WORK REQUIRED -
Work out the number of lines with "this" in them. Reply with that number and no other words.

(Code that builds pages)
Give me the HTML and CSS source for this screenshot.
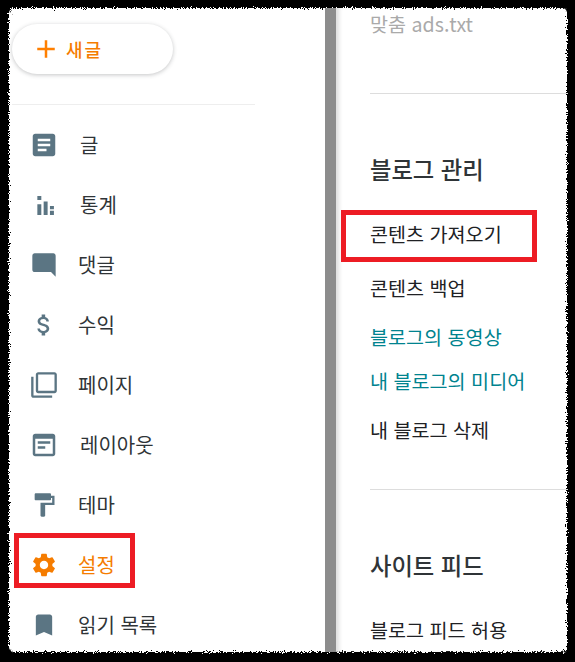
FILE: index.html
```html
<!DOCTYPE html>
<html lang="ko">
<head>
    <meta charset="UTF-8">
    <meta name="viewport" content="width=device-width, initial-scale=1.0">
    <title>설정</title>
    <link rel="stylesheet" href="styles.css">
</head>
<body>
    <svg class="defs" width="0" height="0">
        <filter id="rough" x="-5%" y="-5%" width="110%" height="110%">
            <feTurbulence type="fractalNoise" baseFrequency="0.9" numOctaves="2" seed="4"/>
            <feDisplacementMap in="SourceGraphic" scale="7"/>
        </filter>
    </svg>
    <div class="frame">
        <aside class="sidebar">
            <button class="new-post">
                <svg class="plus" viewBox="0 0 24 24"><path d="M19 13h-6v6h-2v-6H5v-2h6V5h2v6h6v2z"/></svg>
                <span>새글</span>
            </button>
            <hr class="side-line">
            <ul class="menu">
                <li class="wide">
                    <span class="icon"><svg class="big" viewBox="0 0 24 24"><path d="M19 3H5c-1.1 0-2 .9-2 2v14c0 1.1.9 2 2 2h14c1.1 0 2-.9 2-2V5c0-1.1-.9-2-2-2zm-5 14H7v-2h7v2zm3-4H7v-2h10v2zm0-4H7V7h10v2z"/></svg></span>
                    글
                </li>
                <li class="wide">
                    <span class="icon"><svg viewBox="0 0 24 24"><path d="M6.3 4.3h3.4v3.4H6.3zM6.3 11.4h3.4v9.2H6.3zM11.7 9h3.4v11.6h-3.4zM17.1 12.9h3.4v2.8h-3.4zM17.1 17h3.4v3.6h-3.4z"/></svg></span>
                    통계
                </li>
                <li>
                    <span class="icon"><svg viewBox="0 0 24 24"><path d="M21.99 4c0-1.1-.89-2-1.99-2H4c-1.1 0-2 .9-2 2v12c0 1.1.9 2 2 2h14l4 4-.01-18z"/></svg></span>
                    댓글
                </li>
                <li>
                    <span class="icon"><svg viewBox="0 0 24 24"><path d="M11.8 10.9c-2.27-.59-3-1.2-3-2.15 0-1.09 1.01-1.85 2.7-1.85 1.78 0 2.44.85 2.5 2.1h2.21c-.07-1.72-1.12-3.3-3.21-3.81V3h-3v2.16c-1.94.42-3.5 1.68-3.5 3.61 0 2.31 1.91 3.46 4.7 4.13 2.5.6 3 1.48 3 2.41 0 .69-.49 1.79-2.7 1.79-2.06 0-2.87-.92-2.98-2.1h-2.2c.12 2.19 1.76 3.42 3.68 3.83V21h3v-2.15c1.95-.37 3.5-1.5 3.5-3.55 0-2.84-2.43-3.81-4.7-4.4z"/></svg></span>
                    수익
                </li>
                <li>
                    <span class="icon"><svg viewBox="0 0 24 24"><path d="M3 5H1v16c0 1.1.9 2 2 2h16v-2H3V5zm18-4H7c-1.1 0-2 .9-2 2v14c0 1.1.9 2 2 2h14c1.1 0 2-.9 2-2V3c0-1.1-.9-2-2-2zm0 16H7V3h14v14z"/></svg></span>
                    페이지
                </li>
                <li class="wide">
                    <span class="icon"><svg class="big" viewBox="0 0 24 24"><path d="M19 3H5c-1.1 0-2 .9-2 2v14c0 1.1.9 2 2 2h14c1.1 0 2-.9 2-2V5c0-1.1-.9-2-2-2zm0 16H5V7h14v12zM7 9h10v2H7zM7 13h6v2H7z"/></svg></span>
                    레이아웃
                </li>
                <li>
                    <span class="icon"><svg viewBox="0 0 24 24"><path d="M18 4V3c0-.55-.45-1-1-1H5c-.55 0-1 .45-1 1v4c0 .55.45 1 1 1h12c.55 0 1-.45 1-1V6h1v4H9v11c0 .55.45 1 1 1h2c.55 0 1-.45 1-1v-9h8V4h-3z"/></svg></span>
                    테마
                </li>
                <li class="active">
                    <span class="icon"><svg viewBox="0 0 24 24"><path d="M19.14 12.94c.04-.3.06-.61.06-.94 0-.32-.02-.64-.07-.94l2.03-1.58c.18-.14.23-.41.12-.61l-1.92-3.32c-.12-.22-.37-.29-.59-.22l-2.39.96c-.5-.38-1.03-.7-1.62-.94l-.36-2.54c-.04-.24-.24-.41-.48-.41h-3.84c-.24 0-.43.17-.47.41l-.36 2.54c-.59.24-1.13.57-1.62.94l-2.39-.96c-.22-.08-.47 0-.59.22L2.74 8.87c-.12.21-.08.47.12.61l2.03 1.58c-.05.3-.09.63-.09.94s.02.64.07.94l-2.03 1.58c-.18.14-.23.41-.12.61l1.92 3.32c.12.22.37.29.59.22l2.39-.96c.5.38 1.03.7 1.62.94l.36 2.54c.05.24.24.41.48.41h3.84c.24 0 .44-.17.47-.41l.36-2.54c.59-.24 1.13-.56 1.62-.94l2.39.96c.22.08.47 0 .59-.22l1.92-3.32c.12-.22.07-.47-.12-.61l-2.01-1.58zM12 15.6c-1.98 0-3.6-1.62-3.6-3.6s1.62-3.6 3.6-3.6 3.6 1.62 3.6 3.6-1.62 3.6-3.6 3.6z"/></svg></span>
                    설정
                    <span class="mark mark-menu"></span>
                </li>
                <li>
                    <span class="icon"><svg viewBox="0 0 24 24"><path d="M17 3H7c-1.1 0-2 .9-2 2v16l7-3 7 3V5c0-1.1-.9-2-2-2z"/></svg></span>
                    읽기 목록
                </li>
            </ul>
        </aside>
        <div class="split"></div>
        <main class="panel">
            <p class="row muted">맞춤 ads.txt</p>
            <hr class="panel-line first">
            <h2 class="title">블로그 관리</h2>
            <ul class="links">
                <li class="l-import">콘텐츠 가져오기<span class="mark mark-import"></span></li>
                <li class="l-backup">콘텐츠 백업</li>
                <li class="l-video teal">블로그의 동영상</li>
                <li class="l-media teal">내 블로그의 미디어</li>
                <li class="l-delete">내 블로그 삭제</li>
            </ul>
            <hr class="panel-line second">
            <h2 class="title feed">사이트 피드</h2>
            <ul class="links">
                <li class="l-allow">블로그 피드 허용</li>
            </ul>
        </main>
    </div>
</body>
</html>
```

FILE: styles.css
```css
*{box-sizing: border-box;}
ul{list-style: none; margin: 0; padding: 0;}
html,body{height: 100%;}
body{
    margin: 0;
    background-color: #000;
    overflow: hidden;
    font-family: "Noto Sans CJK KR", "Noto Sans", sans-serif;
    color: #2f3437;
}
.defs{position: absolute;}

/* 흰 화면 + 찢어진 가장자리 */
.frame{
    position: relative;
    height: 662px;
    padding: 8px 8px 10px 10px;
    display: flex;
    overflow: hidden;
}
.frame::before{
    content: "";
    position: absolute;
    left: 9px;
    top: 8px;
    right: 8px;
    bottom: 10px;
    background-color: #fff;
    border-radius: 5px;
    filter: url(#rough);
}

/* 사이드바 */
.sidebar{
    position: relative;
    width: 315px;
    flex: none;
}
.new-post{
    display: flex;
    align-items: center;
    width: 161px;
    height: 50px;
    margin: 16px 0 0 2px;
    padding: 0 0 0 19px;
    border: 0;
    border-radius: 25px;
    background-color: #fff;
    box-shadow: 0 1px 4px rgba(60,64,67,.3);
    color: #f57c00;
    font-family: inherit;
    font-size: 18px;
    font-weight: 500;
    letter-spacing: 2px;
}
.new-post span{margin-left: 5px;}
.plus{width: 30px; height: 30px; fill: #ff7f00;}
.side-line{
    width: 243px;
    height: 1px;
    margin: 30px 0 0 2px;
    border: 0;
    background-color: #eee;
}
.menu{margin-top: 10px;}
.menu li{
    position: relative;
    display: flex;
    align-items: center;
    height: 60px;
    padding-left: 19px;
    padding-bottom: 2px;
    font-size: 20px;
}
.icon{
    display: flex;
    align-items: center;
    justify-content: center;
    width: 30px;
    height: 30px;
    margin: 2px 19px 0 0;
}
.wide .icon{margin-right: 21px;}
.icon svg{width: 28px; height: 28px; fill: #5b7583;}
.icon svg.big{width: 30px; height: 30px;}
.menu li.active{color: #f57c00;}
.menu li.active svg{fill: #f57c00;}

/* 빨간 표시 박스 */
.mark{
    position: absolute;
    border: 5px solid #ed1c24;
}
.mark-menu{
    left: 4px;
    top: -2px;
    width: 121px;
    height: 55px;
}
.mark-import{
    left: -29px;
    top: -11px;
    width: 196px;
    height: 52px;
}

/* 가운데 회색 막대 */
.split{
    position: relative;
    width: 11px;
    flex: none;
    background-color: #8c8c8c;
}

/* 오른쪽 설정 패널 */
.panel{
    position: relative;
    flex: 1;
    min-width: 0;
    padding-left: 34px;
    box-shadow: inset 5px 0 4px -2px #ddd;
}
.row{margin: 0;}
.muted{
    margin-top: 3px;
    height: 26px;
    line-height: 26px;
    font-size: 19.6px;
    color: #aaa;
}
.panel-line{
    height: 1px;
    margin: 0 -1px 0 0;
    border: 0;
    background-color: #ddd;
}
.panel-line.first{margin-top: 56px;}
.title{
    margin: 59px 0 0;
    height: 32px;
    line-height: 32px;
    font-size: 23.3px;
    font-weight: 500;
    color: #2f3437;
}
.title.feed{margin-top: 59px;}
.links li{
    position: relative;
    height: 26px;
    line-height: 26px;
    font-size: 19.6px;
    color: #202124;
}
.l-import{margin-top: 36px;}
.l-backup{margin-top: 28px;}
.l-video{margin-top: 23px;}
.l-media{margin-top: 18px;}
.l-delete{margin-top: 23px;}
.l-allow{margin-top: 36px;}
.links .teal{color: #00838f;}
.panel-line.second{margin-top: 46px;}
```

--

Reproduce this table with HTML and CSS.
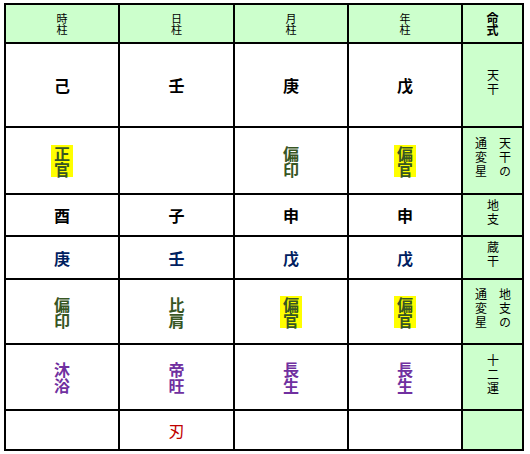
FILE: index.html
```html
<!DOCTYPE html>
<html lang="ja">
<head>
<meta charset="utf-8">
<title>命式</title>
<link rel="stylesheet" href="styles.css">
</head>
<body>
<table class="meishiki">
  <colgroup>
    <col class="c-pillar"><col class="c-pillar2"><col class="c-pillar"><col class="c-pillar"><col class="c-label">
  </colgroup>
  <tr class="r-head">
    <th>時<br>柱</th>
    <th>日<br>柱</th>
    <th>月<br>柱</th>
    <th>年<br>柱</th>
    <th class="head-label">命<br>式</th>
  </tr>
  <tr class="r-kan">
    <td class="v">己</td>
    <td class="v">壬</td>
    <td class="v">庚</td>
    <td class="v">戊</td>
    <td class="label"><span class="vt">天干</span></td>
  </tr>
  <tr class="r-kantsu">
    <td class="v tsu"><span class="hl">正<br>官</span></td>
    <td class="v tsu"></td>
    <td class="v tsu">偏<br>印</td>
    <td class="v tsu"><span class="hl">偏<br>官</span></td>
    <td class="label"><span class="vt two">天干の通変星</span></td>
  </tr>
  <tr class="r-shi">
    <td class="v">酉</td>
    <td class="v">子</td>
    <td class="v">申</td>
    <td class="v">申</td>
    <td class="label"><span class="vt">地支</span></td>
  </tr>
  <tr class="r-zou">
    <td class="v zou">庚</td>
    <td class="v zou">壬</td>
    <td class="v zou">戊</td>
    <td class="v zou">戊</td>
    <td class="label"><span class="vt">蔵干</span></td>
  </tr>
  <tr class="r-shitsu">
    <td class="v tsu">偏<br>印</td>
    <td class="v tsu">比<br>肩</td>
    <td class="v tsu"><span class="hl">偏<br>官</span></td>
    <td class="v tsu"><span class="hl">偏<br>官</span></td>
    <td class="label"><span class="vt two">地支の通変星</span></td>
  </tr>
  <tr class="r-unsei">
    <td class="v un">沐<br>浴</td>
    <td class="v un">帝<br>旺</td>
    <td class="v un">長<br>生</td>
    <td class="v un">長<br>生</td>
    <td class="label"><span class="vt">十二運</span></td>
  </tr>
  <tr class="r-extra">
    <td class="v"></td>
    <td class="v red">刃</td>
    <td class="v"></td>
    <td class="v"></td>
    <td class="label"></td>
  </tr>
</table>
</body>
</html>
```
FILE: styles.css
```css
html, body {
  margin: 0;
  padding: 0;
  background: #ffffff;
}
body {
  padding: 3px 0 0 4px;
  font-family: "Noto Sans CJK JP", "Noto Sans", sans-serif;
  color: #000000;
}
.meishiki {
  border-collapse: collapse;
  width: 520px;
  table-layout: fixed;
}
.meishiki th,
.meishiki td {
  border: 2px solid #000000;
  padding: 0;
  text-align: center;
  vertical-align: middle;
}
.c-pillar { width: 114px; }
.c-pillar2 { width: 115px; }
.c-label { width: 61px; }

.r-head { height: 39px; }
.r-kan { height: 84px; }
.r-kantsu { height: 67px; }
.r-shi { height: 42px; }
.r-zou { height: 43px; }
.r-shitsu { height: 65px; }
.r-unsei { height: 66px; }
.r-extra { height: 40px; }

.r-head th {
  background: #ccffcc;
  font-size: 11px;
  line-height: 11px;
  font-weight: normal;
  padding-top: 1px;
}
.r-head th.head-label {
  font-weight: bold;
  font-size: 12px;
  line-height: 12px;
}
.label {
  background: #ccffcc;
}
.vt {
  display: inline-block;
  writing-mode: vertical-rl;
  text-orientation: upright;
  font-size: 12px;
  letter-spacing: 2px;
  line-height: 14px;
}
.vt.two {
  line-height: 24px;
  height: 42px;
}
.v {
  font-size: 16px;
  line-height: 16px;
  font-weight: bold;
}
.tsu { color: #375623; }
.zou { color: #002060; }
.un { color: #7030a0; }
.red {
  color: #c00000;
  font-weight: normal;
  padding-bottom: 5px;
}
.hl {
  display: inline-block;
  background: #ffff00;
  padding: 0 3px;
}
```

ANSWER IN FULL -
2